→ **Task statement**:
Copy out the material below in full, but not its images.

→ **Data**:
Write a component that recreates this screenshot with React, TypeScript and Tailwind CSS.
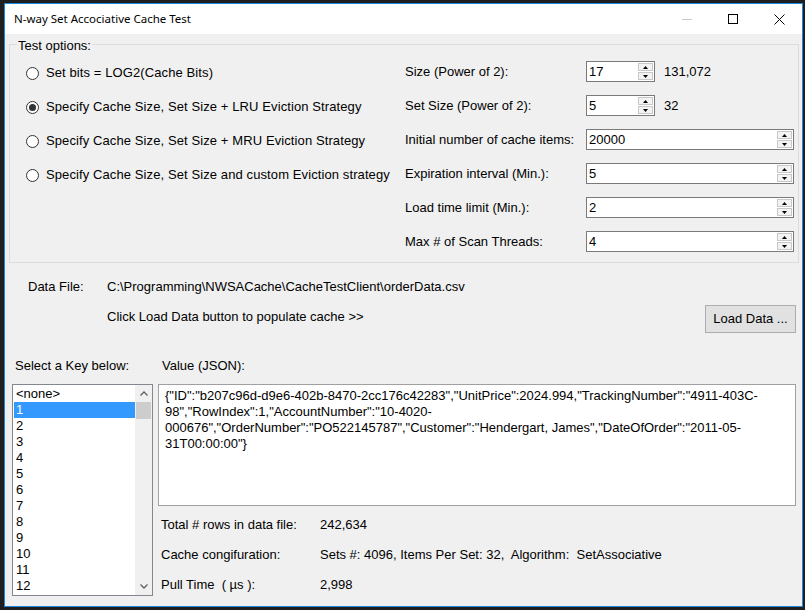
const ui = "font-['Liberation_Sans',Arial,sans-serif]";

function Arrow({ up }: { up?: boolean }) {
  return (
    <svg width="5" height="3" viewBox="0 0 5 3">
      <path d={up ? 'M0 3 L2.5 0 L5 3 Z' : 'M0 0 L2.5 3 L5 0 Z'} fill="#000" />
    </svg>
  );
}

function Spin({ value, wide }: { value: string; wide?: boolean }) {
  return (
    <div className={`flex h-[21px] border border-[#7a7a7a] bg-white ${wide ? 'w-[208px]' : 'w-[69px]'}`}>
      <span className="flex-1 pl-[2px] leading-[19px]">{value}</span>
      <div className="flex w-[16px] flex-col gap-px py-px pr-px">
        <div className="flex flex-1 items-center justify-center border border-[#c8c8c8] bg-[#f3f3f3]">
          <Arrow up />
        </div>
        <div className="flex flex-1 items-center justify-center border border-[#c8c8c8] bg-[#f3f3f3]">
          <Arrow />
        </div>
      </div>
    </div>
  );
}

function Radio({ label, checked }: { label: string; checked?: boolean }) {
  return (
    <div className="flex h-[34px] items-center gap-[7px] whitespace-nowrap">
      <span className="flex h-[13px] w-[13px] items-center justify-center rounded-full border border-[#333] bg-white">
        {checked && <span className="h-[7px] w-[7px] rounded-full bg-[#333]" />}
      </span>
      <span className="tracking-[0.1px]">{label}</span>
    </div>
  );
}

const RADIOS = [
  'Set bits = LOG2(Cache Bits)',
  'Specify Cache Size, Set Size + LRU Eviction Strategy',
  'Specify Cache Size, Set Size + MRU Eviction Strategy',
  'Specify Cache Size, Set Size and custom Eviction strategy',
];

const FIELDS: { label: string; value: string; wide?: boolean; extra?: string }[] = [
  { label: 'Size (Power of 2):', value: '17', extra: '131,072' },
  { label: 'Set Size (Power of 2):', value: '5', extra: '32' },
  { label: 'Initial number of cache items:', value: '20000', wide: true },
  { label: 'Expiration interval (Min.):', value: '5', wide: true },
  { label: 'Load time limit (Min.):', value: '2', wide: true },
  { label: 'Max # of Scan Threads:', value: '4', wide: true },
];

const KEYS = ['<none>', '1', '2', '3', '4', '5', '6', '7', '8', '9', '10', '11', '12'];

const JSON_LINES = [
  '{"ID":"b207c96d-d9e6-402b-8470-2cc176c42283","UnitPrice":2024.994,"TrackingNumber":"4911-403C-',
  '98","RowIndex":1,"AccountNumber":"10-4020-',
  '000676","OrderNumber":"PO522145787","Customer":"Hendergart, James","DateOfOrder":"2011-05-',
  '31T00:00:00"}',
];

const STATS = [
  ['Total # rows in data file:', '242,634'],
  ['Cache congifuration:', 'Sets #: 4096, Items Per Set: 32,  Algorithm:  SetAssociative'],
  ['Pull Time  ( µs ):', '2,998'],
];

export default function App() {
  return (
    <div className="h-[610px] w-[805px] overflow-hidden bg-[#1f1f1f] pl-[4px] pt-[3px]">
      <div className="flex h-[604px] w-[799px] flex-col border border-[#1c86dc]">
        {/* Title bar */}
        <div className="flex h-[30px] items-center bg-white">
          <span className="pl-[9px] font-['Noto_Sans',sans-serif] text-[11.5px] text-black">
            N-way Set Accociative Cache Test
          </span>
          <div className="ml-auto flex h-full">
            <div className="flex w-[46px] items-center justify-center">
              <svg width="10" height="10" viewBox="0 0 10 10">
                <path d="M0 5.5 H10" stroke="#c8c8c8" strokeWidth="1" />
              </svg>
            </div>
            <div className="flex w-[46px] items-center justify-center">
              <svg width="10" height="10" viewBox="0 0 10 10">
                <rect x="0.5" y="0.5" width="9" height="9" fill="none" stroke="#000" strokeWidth="1" />
              </svg>
            </div>
            <div className="flex w-[46px] items-center justify-center">
              <svg width="11" height="11" viewBox="0 0 11 11">
                <path d="M0.5 0.5 L10.5 10.5 M10.5 0.5 L0.5 10.5" stroke="#000" strokeWidth="1" />
              </svg>
            </div>
          </div>
        </div>

        {/* Client area */}
        <div className={`flex flex-1 flex-col bg-[#f0f0f0] text-[13px] leading-[16px] text-black ${ui}`}>
          {/* Test options group */}
          <div className="relative ml-[4px] mr-[3px] mt-[10px] flex h-[219px] border border-[#dcdcdc]">
            <span className="absolute -top-[7px] left-[7px] bg-[#f0f0f0] px-[1px]">Test options:</span>
            <div className="flex w-[395px] flex-col pl-[16px] pt-[11px]">
              {RADIOS.map((r, i) => (
                <Radio key={r} label={r} checked={i === 1} />
              ))}
            </div>
            <div className="flex flex-1 flex-col gap-[13px] pr-[3px] pt-[16px]">
              {FIELDS.map(f => (
                <div key={f.label} className="flex items-center">
                  <span className="w-[181px]">{f.label}</span>
                  <Spin value={f.value} wide={f.wide} />
                  {f.extra && <span className="ml-[9px]">{f.extra}</span>}
                </div>
              ))}
            </div>
          </div>

          {/* Data file */}
          <div className="mt-[16px] flex pl-[23px]">
            <span className="w-[79px]">Data File:</span>
            <span>C:\Programming\NWSACache\CacheTestClient\orderData.csv</span>
          </div>
          <div className="mt-[10px] flex items-start pl-[102px] pr-[6px]">
            <span className="mt-[4px]">Click Load Data button to populate cache &gt;&gt;</span>
            <button className="ml-auto h-[28px] w-[91px] border border-[#adadad] bg-[#e1e1e1] text-[13px]">
              Load Data ...
            </button>
          </div>

          <div className="mt-[25px] flex pl-[10px]">
            <span className="w-[147px]">Select a Key below:</span>
            <span>Value (JSON):</span>
          </div>

          <div className="mt-[10px] flex items-start gap-[5px] pl-[7px]">
            {/* Key list */}
            <div className="flex h-[212px] w-[141px] border border-[#828790] bg-white">
              <div className="flex flex-1 flex-col overflow-hidden pl-px pt-px">
                {KEYS.map((k, i) => (
                  <div
                    key={k}
                    className={`h-[16px] shrink-0 pl-[2px] ${i === 1 ? 'bg-[#3399ff] text-white' : ''}`}
                  >
                    {k}
                  </div>
                ))}
              </div>
              <div className="flex w-[17px] flex-col bg-[#f0f0f0]">
                <div className="flex h-[17px] items-center justify-center">
                  <svg width="8" height="5" viewBox="0 0 8 5">
                    <path d="M0.5 4.5 L4 1 L7.5 4.5" fill="none" stroke="#606060" strokeWidth="1.3" />
                  </svg>
                </div>
                <div className="mx-px h-[17px] bg-[#cdcdcd]" />
                <div className="mt-auto flex h-[17px] items-center justify-center">
                  <svg width="8" height="5" viewBox="0 0 8 5">
                    <path d="M0.5 0.5 L4 4 L7.5 0.5" fill="none" stroke="#606060" strokeWidth="1.3" />
                  </svg>
                </div>
              </div>
            </div>

            {/* Value + stats */}
            <div className="flex flex-col">
              <div className="h-[122px] w-[638px] border border-[#a0a0a0] bg-white pl-[6px] pt-[3px]">
                {JSON_LINES.map(l => (
                  <div key={l} className="whitespace-nowrap">
                    {l}
                  </div>
                ))}
              </div>
              <div className="mt-[11px] flex flex-col gap-[14px] pl-[3px]">
                {STATS.map(([a, b]) => (
                  <div key={a} className="flex whitespace-pre">
                    <span className="w-[159px]">{a}</span>
                    <span>{b}</span>
                  </div>
                ))}
              </div>
            </div>
          </div>
        </div>
      </div>
    </div>
  );
}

→ **Result below**:
Write a component that recreates this screenshot with React, TypeScript and Tailwind CSS.
const ui = "font-['Liberation_Sans',Arial,sans-serif]";

function Arrow({ up }: { up?: boolean }) {
  return (
    <svg width="5" height="3" viewBox="0 0 5 3">
      <path d={up ? 'M0 3 L2.5 0 L5 3 Z' : 'M0 0 L2.5 3 L5 0 Z'} fill="#000" />
    </svg>
  );
}

function Spin({ value, wide }: { value: string; wide?: boolean }) {
  return (
    <div className={`flex h-[21px] border border-[#7a7a7a] bg-white ${wide ? 'w-[208px]' : 'w-[69px]'}`}>
      <span className="flex-1 pl-[2px] leading-[19px]">{value}</span>
      <div className="flex w-[16px] flex-col gap-px py-px pr-px">
        <div className="flex flex-1 items-center justify-center border border-[#c8c8c8] bg-[#f3f3f3]">
          <Arrow up />
        </div>
        <div className="flex flex-1 items-center justify-center border border-[#c8c8c8] bg-[#f3f3f3]">
          <Arrow />
        </div>
      </div>
    </div>
  );
}

function Radio({ label, checked }: { label: string; checked?: boolean }) {
  return (
    <div className="flex h-[34px] items-center gap-[7px] whitespace-nowrap">
      <span className="flex h-[13px] w-[13px] items-center justify-center rounded-full border border-[#333] bg-white">
        {checked && <span className="h-[7px] w-[7px] rounded-full bg-[#333]" />}
      </span>
      <span className="tracking-[0.1px]">{label}</span>
    </div>
  );
}

const RADIOS = [
  'Set bits = LOG2(Cache Bits)',
  'Specify Cache Size, Set Size + LRU Eviction Strategy',
  'Specify Cache Size, Set Size + MRU Eviction Strategy',
  'Specify Cache Size, Set Size and custom Eviction strategy',
];

const FIELDS: { label: string; value: string; wide?: boolean; extra?: string }[] = [
  { label: 'Size (Power of 2):', value: '17', extra: '131,072' },
  { label: 'Set Size (Power of 2):', value: '5', extra: '32' },
  { label: 'Initial number of cache items:', value: '20000', wide: true },
  { label: 'Expiration interval (Min.):', value: '5', wide: true },
  { label: 'Load time limit (Min.):', value: '2', wide: true },
  { label: 'Max # of Scan Threads:', value: '4', wide: true },
];

const KEYS = ['<none>', '1', '2', '3', '4', '5', '6', '7', '8', '9', '10', '11', '12'];

const JSON_LINES = [
  '{"ID":"b207c96d-d9e6-402b-8470-2cc176c42283","UnitPrice":2024.994,"TrackingNumber":"4911-403C-',
  '98","RowIndex":1,"AccountNumber":"10-4020-',
  '000676","OrderNumber":"PO522145787","Customer":"Hendergart, James","DateOfOrder":"2011-05-',
  '31T00:00:00"}',
];

const STATS = [
  ['Total # rows in data file:', '242,634'],
  ['Cache congifuration:', 'Sets #: 4096, Items Per Set: 32,  Algorithm:  SetAssociative'],
  ['Pull Time  ( µs ):', '2,998'],
];

export default function App() {
  return (
    <div className="h-[610px] w-[805px] overflow-hidden bg-[#1f1f1f] pl-[4px] pt-[3px]">
      <div className="flex h-[604px] w-[799px] flex-col border border-[#1c86dc]">
        {/* Title bar */}
        <div className="flex h-[30px] items-center bg-white">
          <span className="pl-[9px] font-['Noto_Sans',sans-serif] text-[11.5px] text-black">
            N-way Set Accociative Cache Test
          </span>
          <div className="ml-auto flex h-full">
            <div className="flex w-[46px] items-center justify-center">
              <svg width="10" height="10" viewBox="0 0 10 10">
                <path d="M0 5.5 H10" stroke="#c8c8c8" strokeWidth="1" />
              </svg>
            </div>
            <div className="flex w-[46px] items-center justify-center">
              <svg width="10" height="10" viewBox="0 0 10 10">
                <rect x="0.5" y="0.5" width="9" height="9" fill="none" stroke="#000" strokeWidth="1" />
              </svg>
            </div>
            <div className="flex w-[46px] items-center justify-center">
              <svg width="11" height="11" viewBox="0 0 11 11">
                <path d="M0.5 0.5 L10.5 10.5 M10.5 0.5 L0.5 10.5" stroke="#000" strokeWidth="1" />
              </svg>
            </div>
          </div>
        </div>

        {/* Client area */}
        <div className={`flex flex-1 flex-col bg-[#f0f0f0] text-[13px] leading-[16px] text-black ${ui}`}>
          {/* Test options group */}
          <div className="relative ml-[4px] mr-[3px] mt-[10px] flex h-[219px] border border-[#dcdcdc]">
            <span className="absolute -top-[7px] left-[7px] bg-[#f0f0f0] px-[1px]">Test options:</span>
            <div className="flex w-[395px] flex-col pl-[16px] pt-[11px]">
              {RADIOS.map((r, i) => (
                <Radio key={r} label={r} checked={i === 1} />
              ))}
            </div>
            <div className="flex flex-1 flex-col gap-[13px] pr-[3px] pt-[16px]">
              {FIELDS.map(f => (
                <div key={f.label} className="flex items-center">
                  <span className="w-[181px]">{f.label}</span>
                  <Spin value={f.value} wide={f.wide} />
                  {f.extra && <span className="ml-[9px]">{f.extra}</span>}
                </div>
              ))}
            </div>
          </div>

          {/* Data file */}
          <div className="mt-[16px] flex pl-[23px]">
            <span className="w-[79px]">Data File:</span>
            <span>C:\Programming\NWSACache\CacheTestClient\orderData.csv</span>
          </div>
          <div className="mt-[10px] flex items-start pl-[102px] pr-[6px]">
            <span className="mt-[4px]">Click Load Data button to populate cache &gt;&gt;</span>
            <button className="ml-auto h-[28px] w-[91px] border border-[#adadad] bg-[#e1e1e1] text-[13px]">
              Load Data ...
            </button>
          </div>

          <div className="mt-[25px] flex pl-[10px]">
            <span className="w-[147px]">Select a Key below:</span>
            <span>Value (JSON):</span>
          </div>

          <div className="mt-[10px] flex items-start gap-[5px] pl-[7px]">
            {/* Key list */}
            <div className="flex h-[212px] w-[141px] border border-[#828790] bg-white">
              <div className="flex flex-1 flex-col overflow-hidden pl-px pt-px">
                {KEYS.map((k, i) => (
                  <div
                    key={k}
                    className={`h-[16px] shrink-0 pl-[2px] ${i === 1 ? 'bg-[#3399ff] text-white' : ''}`}
                  >
                    {k}
                  </div>
                ))}
              </div>
              <div className="flex w-[17px] flex-col bg-[#f0f0f0]">
                <div className="flex h-[17px] items-center justify-center">
                  <svg width="8" height="5" viewBox="0 0 8 5">
                    <path d="M0.5 4.5 L4 1 L7.5 4.5" fill="none" stroke="#606060" strokeWidth="1.3" />
                  </svg>
                </div>
                <div className="mx-px h-[17px] bg-[#cdcdcd]" />
                <div className="mt-auto flex h-[17px] items-center justify-center">
                  <svg width="8" height="5" viewBox="0 0 8 5">
                    <path d="M0.5 0.5 L4 4 L7.5 0.5" fill="none" stroke="#606060" strokeWidth="1.3" />
                  </svg>
                </div>
              </div>
            </div>

            {/* Value + stats */}
            <div className="flex flex-col">
              <div className="h-[122px] w-[638px] border border-[#a0a0a0] bg-white pl-[6px] pt-[3px]">
                {JSON_LINES.map(l => (
                  <div key={l} className="whitespace-nowrap">
                    {l}
                  </div>
                ))}
              </div>
              <div className="mt-[11px] flex flex-col gap-[14px] pl-[3px]">
                {STATS.map(([a, b]) => (
                  <div key={a} className="flex whitespace-pre">
                    <span className="w-[159px]">{a}</span>
                    <span>{b}</span>
                  </div>
                ))}
              </div>
            </div>
          </div>
        </div>
      </div>
    </div>
  );
}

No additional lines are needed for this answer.